Good, so now we have added another layer, and we have also added its input to its output. Because we have done this, the skip connection is now part of the computational graph and hence part of the loss gradient path.

Since they are more directly connected to the loss (note, they are outside the activation functions!), their addition to the network means that the optimizer can decide to bypass a layer. The effect of this is that gradients across multiple layers are less likely to vanish.

#### Blocks of layers

If we really want to go deep, we need a better way to initialize our networks, as the "manual" way of adding layers that we have done so far is not going to be feasible.

We do this by first defining a `ResNetBlock` class, which includes one block of convolutions, activations, and skip connections.
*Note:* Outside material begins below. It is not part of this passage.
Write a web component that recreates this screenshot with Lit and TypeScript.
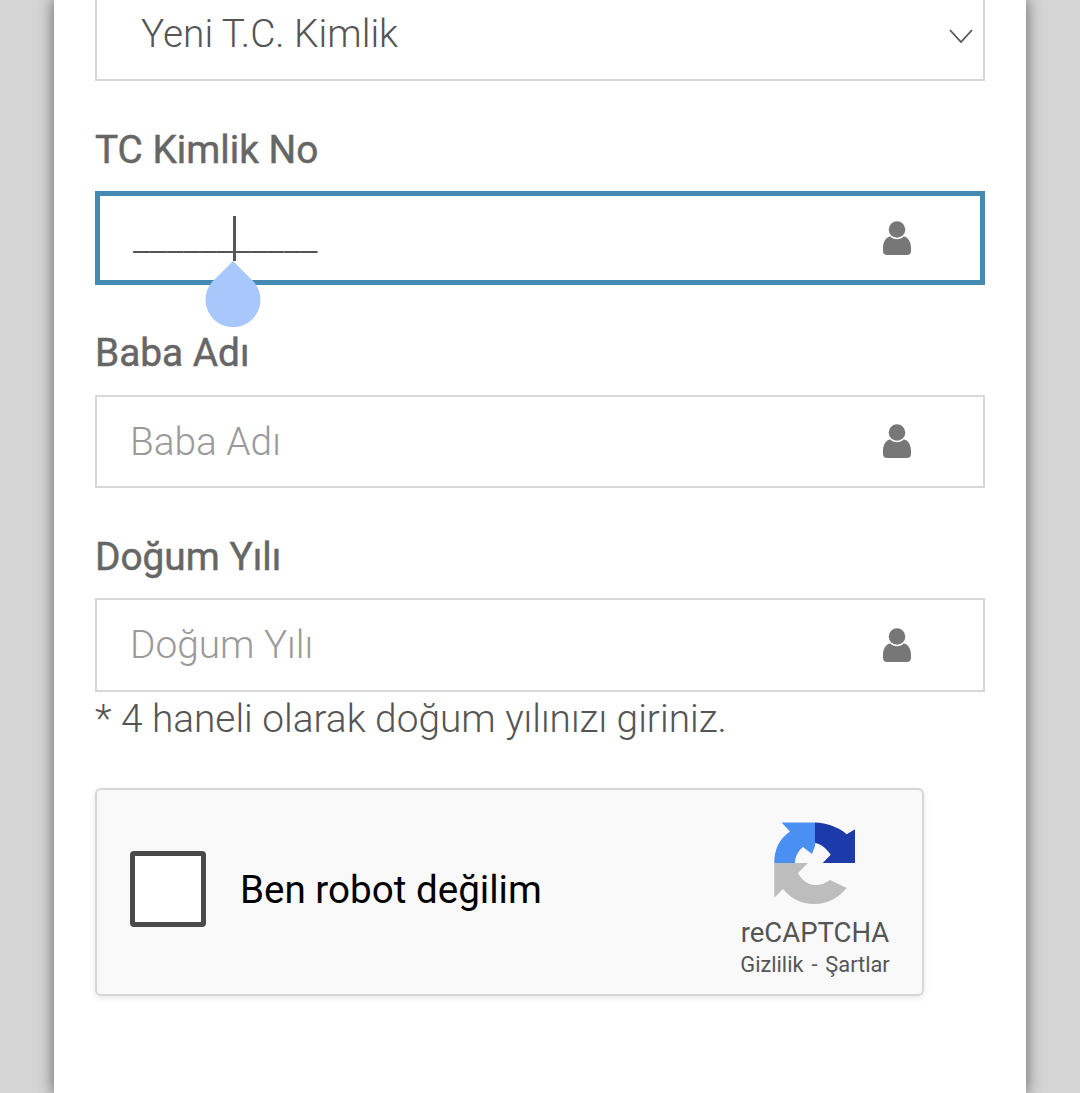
import { LitElement, html, css } from "lit";
import { customElement } from "lit/decorators.js";

const person = html`<svg class="person" viewBox="0 0 28 34" width="28" height="34">
  <circle cx="14" cy="8.5" r="8.3" fill="#777"></circle>
  <path d="M7.5 15.5 C10 19 18 19 20.5 15.5 C25 16 28 20.5 28 27 L28 30 C28 32.5 26.5 34 24 34 L4 34 C1.5 34 0 32.5 0 30 L0 27 C0 20.5 3 16 7.5 15.5 Z" fill="#777"></path>
</svg>`;

@customElement("app-root")
export class AppRoot extends LitElement {
  static styles = css`
    :host { display: block; width: 1080px; height: 1093px; overflow: hidden; background: #d6d5d5; font-family: Roboto, "Noto Sans", sans-serif; }
    .page { display: flex; justify-content: center; height: 1093px; overflow: hidden; }
    .card { width: 972px; height: 1093px; box-sizing: border-box; background: #fff; padding: 0 41px; box-shadow: 0 0 14px 1px rgba(0,0,0,.5); display: flex; flex-direction: column; }
    .select { margin-top: -12px; height: 93px; box-sizing: border-box; border: 2px solid #d5d7da; display: flex; align-items: center; justify-content: space-between; padding: 0 10px 0 44px; font-size: 38.8px; font-weight: 300; color: #555; }
    .select span { margin-top: -2px; }
    .select svg { display: block; margin-top: 2px; }
    .label { height: 110px; box-sizing: border-box; padding-top: 43px; font-size: 38.8px; line-height: 52px; font-weight: 400; color: #666; -webkit-text-stroke: 0.5px #666; }
    .label.near { padding-top: 42px; }
    .field { position: relative; height: 93px; box-sizing: border-box; border: 2px solid #d5d7da; display: flex; align-items: center; justify-content: space-between; padding: 0 72px 0 33px; font-size: 38.8px; font-weight: 300; color: #9a9a9a; }
    .field span { margin-top: -1px; }
    .field.tall { height: 94px; }
    .field.focus { height: 94px; border: 5px solid #448ab3; padding: 0 69px 0 33px; color: #555; }
    .person { display: block; margin-top: -1px; }
    .mask { font-size: 38.8px; font-weight: 300; line-height: 46px; color: #555; white-space: nowrap; }
    .caret { position: absolute; left: 133px; top: 20px; width: 3px; height: 45px; background: #555; }
    .drop { position: absolute; left: 105px; top: 65px; }
    .help { font-size: 38.8px; font-weight: 300; color: #555; line-height: 48px; margin-top: 3px; }
    .captcha { margin-top: 45px; width: 829px; height: 208px; box-sizing: border-box; background: #f9f9f9; border: 2px solid #d6d6d6; border-radius: 6px; box-shadow: 0 2px 6px rgba(0,0,0,.1); display: flex; align-items: center; padding: 0 31px 0 33px; }
    .box { width: 76px; height: 76px; box-sizing: border-box; background: #fff; border: 5px solid #4a4a4a; border-radius: 4px; flex: none; margin-top: -6px; }
    .robot { margin-left: 34px; font-size: 38.6px; color: #000; flex: 1; margin-top: -6px; }
    .brand { display: flex; flex-direction: column; align-items: center; width: 152px; color: #555; margin-top: 17px; }
    .brand svg { display: block; }
    .name { font-size: 27.5px; line-height: 34px; margin-top: 11px; }
    .links { font-size: 21.8px; line-height: 28px; margin-top: 1px; white-space: nowrap; word-spacing: 2.5px; }
  `;

  render() {
    return html`<div class="page"><div class="card">
      <div class="select">
        <span>Yeni T.C. Kimlik</span>
        <svg width="24" height="14" viewBox="0 0 24 14"><path d="M1 1 L12 13 L23 1" fill="none" stroke="#555" stroke-width="1.8"></path></svg>
      </div>
      <div class="label">TC Kimlik No</div>
      <div class="field focus">
        <div class="mask">___________</div>
        ${person}
        <div class="caret"></div>
        <svg class="drop" width="56" height="66" viewBox="0 0 56 66"><path d="M28 0 L49 21 A27.5 27.5 0 1 1 7 21 Z" fill="#a8c7fa"></path></svg>
      </div>
      <div class="label near">Baba Adı</div>
      <div class="field"><span>Baba Adı</span>${person}</div>
      <div class="label">Doğum Yılı</div>
      <div class="field tall"><span>Doğum Yılı</span>${person}</div>
      <div class="help">* 4 haneli olarak doğum yılınızı giriniz.</div>
      <div class="captcha">
        <div class="box"></div>
        <div class="robot">Ben robot değilim</div>
        <div class="brand">
          <svg width="82" height="83" viewBox="0 0 82 83">
            <path d="M7.6 .6 L41 .6 L41 24 L38 32 L29 25 C24 29 21 35 21 41 L.3 41 C.3 28 5 17 16 9.6 Z" fill="#4a90f2"></path>
            <path d="M41 .6 C53 1 64 5 72.7 12.3 L81 7.3 L81 41 L48.7 41 L56.7 32.7 C52 26 47 22 41 21 Z" fill="#1c3aa9"></path>
            <path d="M.3 41 L34 41 L24 51 C28 59 35 63 41 63 C47 63 52 61 56 58 L72.7 66 C64 76 54 82 40 82 C28 82 17 77 9 67 L.3 75.7 Z" fill="#bdbdbd"></path>
          </svg>
          <div class="name">reCAPTCHA</div>
          <div class="links">Gizlilik - Şartlar</div>
        </div>
      </div>
    </div></div>`;
  }
}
In addition, we will add back batch normalization and also add a special type of weight initialization that aids optimization.

In [15]:
class ResBlock(nn.Module):
    def __init__(self, n_ch):
        super(ResBlock, self).__init__()
        # here we now explicitly get rid of the biases as we use BN
        self.conv = nn.Conv2d(n_ch, n_ch, kernel_size = 3, padding =1, bias = False)
        # batch normalization 
        self.batch_norm = nn.BatchNorm2d(num_features=n_ch)
        # BN is initialized to have 0.5 "variance" and 0 mean
        # 이거 안하면 -1 과 1 사이로 initialization 됨
        torch.nn.init.constant_(self.batch_norm.weight, 0.5)
        torch.nn.init.zeros_(self.batch_norm.bias)
        # this is a special initialization of the convolution weights 
        # that was found to help with optimization
        torch.nn.init.kaiming_normal_(self.conv.weight, nonlinearity='relu')
    def forward(self, x):
        # simple forward function that includes skip connection
        out = self.conv(x)
        out = self.batch_norm(out)
        out = torch.relu(out)
        return out + x

Now that we have one block, we will use this to create a deep architecture like so:

In [16]:
class NetResDeep(nn.Module):
    # the constructor now has a parameter n_blocks that determines how many
    # ResBlocks will be used
    def __init__(self, n_ch1=32, n_blocks=10):
        super().__init__()
        self.n_ch1 = n_ch1
        # initial convolution for embedding
        self.conv1 = nn.Conv2d(3, n_ch1, kernel_size=3, padding=1)
        # add the ResBlocks to the network
        # nn.Sequential makes sure that we can add them together nicely
        self.resblocks = nn.Sequential(*(n_blocks * [ResBlock(n_ch = n_ch1)]))
        # note that the "net" effect of the blocks does not reduce the dimensionality
        # of the features - hence, we again have 8x8 "pixels" resolution here
        self.fc1 = nn.Linear(8*8*n_ch1, 32)
        self.fc2 = nn.Linear(32, 2)
    def forward(self, x):
        out = F.max_pool2d(torch.relu(self.conv1(x)), 2)
        out = self.resblocks(out)
        out = F.max_pool2d(out, 2)
        out = out.view(-1, 8 * 8 * self.n_ch1)
        out = torch.relu(self.fc1(out))
        out = self.fc2(out)
        return out

In [None]:
train_loader = torch.utils.data.DataLoader(cifar2, batch_size=64,
                                           shuffle=True)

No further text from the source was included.